To circumvent this degraded performance we upgraded the queue to re-issue slow requests to the queue to allow a larger share of devices to asynchronously attempt it. This significantly reduced the possibility of a degraded performance, but did increase the number of roundtrips to the image origin.

Device performance grade

Deciding how to distribute requests based on device performance has been a key goal for a while, and cracking this would be one of the most valuable breakthroughs for the Edge network.

It’s entirely possible to grading a device based on its hardware spec, however until a request has been resolved its impossible to know what resources will be utilised. As a request terminates at the Gateway, there is no meaningful information about the request, and therefore no way of prioritising specific devices based on a perceived performance grade.

Adding to this uncertainty there are further complications during device appraisal in respect to the operational costs attached to each request. For example resizing a large source image may have a low CPU load whilst seriously impacting the systems memory and network bandwidth. A small source image requiring a colour or quality regrade may require little to no bandwidth, but have high CPU processing time.

There are other contributing factors that shape overall performance, therefore we must accept that spare computational capacity will be impacted by unpredictable external factors. The device owner may be running other applications, potentially consuming a significant proportion of resources. There’s a multitudinous array of impacting factors such as the inescapable reality that a home network may have any number of concurrent users, removes any hope of establishing a reliable and sustained device grade.

The law of probability

We started the research process making some assumptions that would later be challenged. The most important assertion I personally made relates to distribution and probability and it started with a simple example.

Let’s imagine there are just two devices on the network, one highly performant, and another with far lower resources. If there were just two requests made, there would be an equal number of requests per device, and should one of these requests be more complex by order of magnitude, we would certainly expect to see skewed results.

Should the complex request by resolved by the powerful device, and the far simpler request be resolved by the low powered of the two, we might observe a similar response time. In contrast, should the simplest of the two request be resolved by the more powerful device whilst the complex request burdens the low powered device, an observer may assume a far larger disparity between the two devices. It was this assessment that originally turned us away from the idea of grading based on response time alone.

What we overlooked here was a rather simple fact; a small sample can produce inaccurate results, and as the sample size is expanded, the edge cases lose their significance. Whilst two requests to two devices is certainly going to give skewed results, thousands of requests to the same two devices will ultimately balance out, with the probability that deviations will settle at an average. This is the basis for the law of probability. Given time and an equal opportunity, all devices will have incurred a cumulative load.

Realtime impact score

With no discriminatory factors at play, it became possible to evaluate each device based purely on average response time. We started off by building a proof of concept heap that reordered devices based on their average response time on a per-request basis. Using this method, Gateway could assign requests to connected devices based on a real time score, updating the score at the point it received a successful response. The score is directly based on response time, so in this case lower means better.

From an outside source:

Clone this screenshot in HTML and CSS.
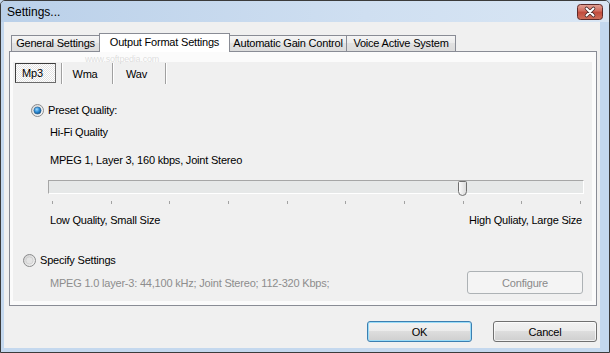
FILE: index.html
```html
<!DOCTYPE html>
<html lang="en">
<head>
    <meta charset="UTF-8">
    <title>Settings...</title>
    <link rel="stylesheet" href="styles.css">
</head>
<body>
    <div class="window">
        <!-- Title bar -->
        <div class="titlebar">
            <span class="title">Settings...</span>
            <svg class="close" width="26" height="16" viewBox="0 0 26 16">
                <defs>
                    <linearGradient id="closeBg" x1="0" y1="0" x2="0" y2="1">
                        <stop offset="0" stop-color="#e3a497"/>
                        <stop offset="0.45" stop-color="#d06a5c"/>
                        <stop offset="0.5" stop-color="#c04a3b"/>
                        <stop offset="1" stop-color="#d0705c"/>
                    </linearGradient>
                </defs>
                <rect x="0.5" y="0.5" width="25" height="15" rx="3" fill="url(#closeBg)" stroke="#5e2a2a"/>
                <path d="M9.5 4.5 L16.5 11.5 M16.5 4.5 L9.5 11.5" stroke="#4a2a2a" stroke-width="3.6" stroke-linecap="round"/>
                <path d="M9.5 4.5 L16.5 11.5 M16.5 4.5 L9.5 11.5" stroke="#fff" stroke-width="2" stroke-linecap="round"/>
            </svg>
        </div>

        <div class="client">
            <!-- Tabs -->
            <div class="tabs">
                <div class="tab tab-general">General Settings</div>
                <div class="tab tab-output active">Output Format Settings</div>
                <div class="tab tab-agc">Automatic Gain Control</div>
                <div class="tab tab-voice">Voice Active System</div>
            </div>

            <div class="panel">
                <div class="page">
                    <div class="subtabs">
                        <div class="subtab subtab-mp3"><div class="pressed">Mp3</div></div>
                        <div class="subtab subtab-wma">Wma</div>
                        <div class="subtab subtab-wav">Wav</div>
                    </div>

                    <div class="option option-preset">
                        <svg width="13" height="13" viewBox="0 0 13 13">
                            <defs>
                                <radialGradient id="dot" cx="0.4" cy="0.35" r="0.7">
                                    <stop offset="0" stop-color="#9fd9ff"/>
                                    <stop offset="0.5" stop-color="#2f8fd8"/>
                                    <stop offset="1" stop-color="#0d4f8a"/>
                                </radialGradient>
                                <linearGradient id="ring" x1="0" y1="0" x2="1" y2="1">
                                    <stop offset="0" stop-color="#d8d8d8"/>
                                    <stop offset="1" stop-color="#fbfbfb"/>
                                </linearGradient>
                            </defs>
                            <circle cx="6.5" cy="6.5" r="6" fill="url(#ring)" stroke="#8a8b8c"/>
                            <circle cx="6.5" cy="6.5" r="3.6" fill="url(#dot)" stroke="#2a5a86" stroke-width="0.6"/>
                        </svg>
                        <span>Preset Quality:</span>
                    </div>

                    <div class="info hifi">Hi-Fi Quality</div>
                    <div class="info mpeg">MPEG 1, Layer 3, 160 kbps, Joint Stereo</div>

                    <div class="slider">
                        <div class="track"></div>
                        <svg class="thumb" width="9" height="15" viewBox="0 0 9 15">
                            <defs>
                                <linearGradient id="thumbBg" x1="0" y1="0" x2="1" y2="0">
                                    <stop offset="0" stop-color="#fdfdfd"/>
                                    <stop offset="1" stop-color="#d9d9d9"/>
                                </linearGradient>
                            </defs>
                            <path d="M1.5 0.5 H7.5 Q8.5 0.5 8.5 1.5 V10.5 Q8.5 14.5 4.5 14.5 Q0.5 14.5 0.5 10.5 V1.5 Q0.5 0.5 1.5 0.5 Z" fill="url(#thumbBg)" stroke="#6f6f6f"/>
                        </svg>
                    </div>
                    <div class="ticks">
                        <span class="tick"></span><span class="tick"></span><span class="tick"></span>
                        <span class="tick"></span><span class="tick"></span><span class="tick"></span>
                        <span class="tick"></span><span class="tick"></span><span class="tick"></span>
                        <span class="tick"></span>
                    </div>
                    <div class="scale-labels">
                        <span>Low Quality, Small Size</span>
                        <span>High Quliaty, Large Size</span>
                    </div>

                    <div class="option option-specify">
                        <svg width="13" height="13" viewBox="0 0 13 13">
                            <defs>
                                <linearGradient id="ringOff" x1="0" y1="0" x2="1" y2="1">
                                    <stop offset="0" stop-color="#cfcfcf"/>
                                    <stop offset="1" stop-color="#f7f7f7"/>
                                </linearGradient>
                            </defs>
                            <circle cx="6.5" cy="6.5" r="6" fill="url(#ringOff)" stroke="#8a8b8c"/>
                            <circle cx="6.5" cy="6.5" r="3.6" fill="#e4e4e4" stroke="#c4c4c4" stroke-width="0.6"/>
                        </svg>
                        <span>Specify Settings</span>
                    </div>

                    <div class="custom-row">
                        <span class="custom-info">MPEG 1.0 layer-3: 44,100 kHz; Joint Stereo; 112-320 Kbps;</span>
                        <button class="configure" disabled>Configure</button>
                    </div>
                </div>
            </div>

            <!-- Dialog buttons -->
            <div class="actions">
                <button class="btn btn-default">OK</button>
                <button class="btn btn-cancel">Cancel</button>
            </div>
        </div>

        <div class="watermark-url">www.softpedia.com</div>
    </div>
</body>
</html>
```

FILE: styles.css
```css
* {
    margin: 0;
    padding: 0;
    box-sizing: border-box;
}

body {
    width: 610px;
    height: 353px;
    overflow: hidden;
    font-family: "Liberation Sans", Arial, sans-serif;
    font-size: 11px;
    letter-spacing: -0.2px;
    color: #000;
    background: #c4d8ee;
}

/* Window frame */
.window {
    width: 610px;
    height: 353px;
    border: 1px solid #3b3b3b;
    border-radius: 5px 5px 0 0;
    background: #c4d8ee;
    display: flex;
    flex-direction: column;
    position: relative;
    overflow: hidden;
}

.titlebar {
    height: 21px;
    display: flex;
    align-items: center;
    justify-content: space-between;
    padding: 1px 6px 0 6px;
    background: linear-gradient(to right, #bad0e9, #cfdff1 60%, #d9e6f4);
}

.title {
    font-size: 12px;
    letter-spacing: 0;
}

.client {
    height: 326px;
    margin: 0 9px 0 3px;
    background: #f0f0f0;
}

/* Tabs */
.tabs {
    display: flex;
    align-items: flex-end;
    height: 29px;
    padding-left: 7px;
}

.tab {
    height: 16px;
    line-height: 15px;
    text-align: center;
    white-space: nowrap;
    border: 1px solid #898c95;
    border-bottom: none;
    margin-left: -1px;
    background: linear-gradient(#f5f5f5, #ebebeb 50%, #e1e1e1 50%, #dcdcdc);
}

.tab-general {
    width: 89px;
    margin-left: 0;
}

.tab-output {
    width: 131px;
}

.tab-agc {
    width: 118px;
}

.tab-voice {
    width: 110px;
}

.tab.active {
    height: 19px;
    line-height: 17px;
    margin-bottom: -1px;
    background: #fff;
    position: relative;
    z-index: 1;
}

.panel {
    margin-left: 5px;
    width: 588px;
    height: 255px;
    border: 1px solid #898c95;
    background: #fbfbfb;
    padding: 10px 4px 4px 3px;
}

.page {
    height: 100%;
    background: #f0f0f0;
    display: flex;
    flex-direction: column;
}

/* Format buttons */
.subtabs {
    display: flex;
    height: 21px;
    margin: 1px 0 0 2px;
}

.subtab {
    height: 21px;
    display: flex;
    align-items: center;
    justify-content: center;
    border-right: 1px solid #a0a0a0;
    box-shadow: 1px 0 0 #fff;
}

.subtab-mp3 {
    width: 47px;
    align-items: flex-start;
    justify-content: flex-start;
}

.subtab-wma {
    width: 51px;
    padding-right: 4px;
}

.subtab-wav {
    width: 53px;
    padding-right: 5px;
}

.pressed {
    width: 41px;
    height: 20px;
    padding: 3px 0 0 6px;
    border: 1px solid #6a6a6a;
    border-top-color: #3c3c3c;
    border-left-color: #3c3c3c;
    background: repeating-conic-gradient(#ffffff 0 25%, #e2e2e2 0 50%) 0 0 / 2px 2px;
}

/* Options */
.option {
    display: flex;
    align-items: center;
    gap: 4px;
    height: 14px;
}

.option-preset {
    margin: 19px 0 0 18px;
}

.option-specify {
    margin: 26px 0 0 10px;
}

.info {
    margin-left: 37px;
    height: 14px;
    line-height: 14px;
}

.hifi {
    margin-top: 8px;
}

.mpeg {
    margin-top: 14px;
}

/* Quality slider */
.slider {
    margin: 13px 0 0 35px;
    width: 536px;
    height: 14px;
    position: relative;
}

.track {
    height: 14px;
    border: 1px solid #a6a6a6;
    border-bottom-color: #fff;
    border-right-color: #fff;
    background: #e6e8e8;
}

.thumb {
    position: absolute;
    left: 410px;
    top: 1px;
}

.ticks {
    display: flex;
    justify-content: space-between;
    width: 529px;
    height: 3px;
    margin: 7px 0 0 39px;
}

.tick {
    width: 1px;
    height: 3px;
    background: #a2a2a2;
}

.scale-labels {
    display: flex;
    justify-content: space-between;
    height: 14px;
    line-height: 14px;
    margin: 9px 10px 0 37px;
}

.custom-row {
    display: flex;
    align-items: center;
    justify-content: space-between;
    height: 23px;
    margin: 4px 9px 0 37px;
}

.custom-info {
    color: #8d8d8d;
}

.configure {
    width: 116px;
    height: 23px;
    font: inherit;
    letter-spacing: inherit;
    color: #8a8a8a;
    border: 1px solid #adb2b5;
    border-radius: 3px;
    background: #f4f4f4;
}

/* Dialog buttons */
.actions {
    display: flex;
    justify-content: flex-end;
    gap: 21px;
    margin: 15px 3px 0 0;
}

.btn {
    height: 21px;
    font: inherit;
    letter-spacing: inherit;
    color: #000;
    border: 1px solid #707070;
    border-radius: 3px;
    background: linear-gradient(#f2f2f2, #ebebeb 50%, #dddddd 50%, #cfcfcf);
    box-shadow: inset 0 0 0 1px rgba(255, 255, 255, 0.7);
}

.btn-default {
    width: 105px;
    border-color: #3c7fb1;
    box-shadow: inset 0 0 0 1px #9adcf8;
}

.btn-cancel {
    width: 104px;
}

/* Screenshot watermark */
.watermark-url {
    position: absolute;
    left: 84px;
    top: 53px;
    font-size: 9px;
    color: rgba(150, 150, 150, 0.3);
    pointer-events: none;
}
```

With a low volume of requests this method proved sufficient but our higher load benchmarking revealed a weakness in the design. Whilst a device with the lower score is clearly more likely to respond faster, a high volume of concurrent requests risk flooding the device, causing it to respond slowly to each request, potentially causing a crash. In order to avoid this binary traffic assignment we needed a way to make sure other connected devices handled a proportionate share of concurrent requests.

The solution was to develop a multiplier to the impact score of the device that took into account the number of in-flight requests the device was processing. The equation is simple. Take the current score (x) and multiply it by the number of concurrent requests (n) + 1. The equation is 𝑥 ( 𝑛 + 1 ). At the point a high scoring device receives a request, it’s impact score is immediately multiplied by the number of concurrent requests, and only when it has responded to each request does this multiplier reduce. Here’s an example.

Device A has an average response time of 150ms so its score at rest is 150

Device B has an average response time of 400 so its score at rest is 400

When the first request hits Gateway it’s assigned to Device A. Now Device A has 1 in-flight request, so applying our equation, its real time score is calculated as 150(1+1) = 300.

If a second concurrent request is enqueued before Device A has resolved the first, the score becomes 150(2+1) = 450.

At this point, whilst Device A may have the lowest score at rest, it now temporarily has a score of 450, every so slightly higher than Device B’s score of 400.

This trickle-down scoring guarantees a well proportioned distribution of requests with immediate consideration for the impact of concurrency.

Into production

After 5 weeks of rigorous analysis on testnet the new load balanced priority queue was deployed live a few days ago. We’re still gathering a full report on its long term impact on response time, but the immediate performance improvements have been huge. This is a promising step towards fully contribution-based earnings which in turn will autonomise the process by which network contributors can evaluate and upgrade their device portfolios. We hope that eventually the network can spot hardware faults and localised network issues simply by analysing real time impact scores.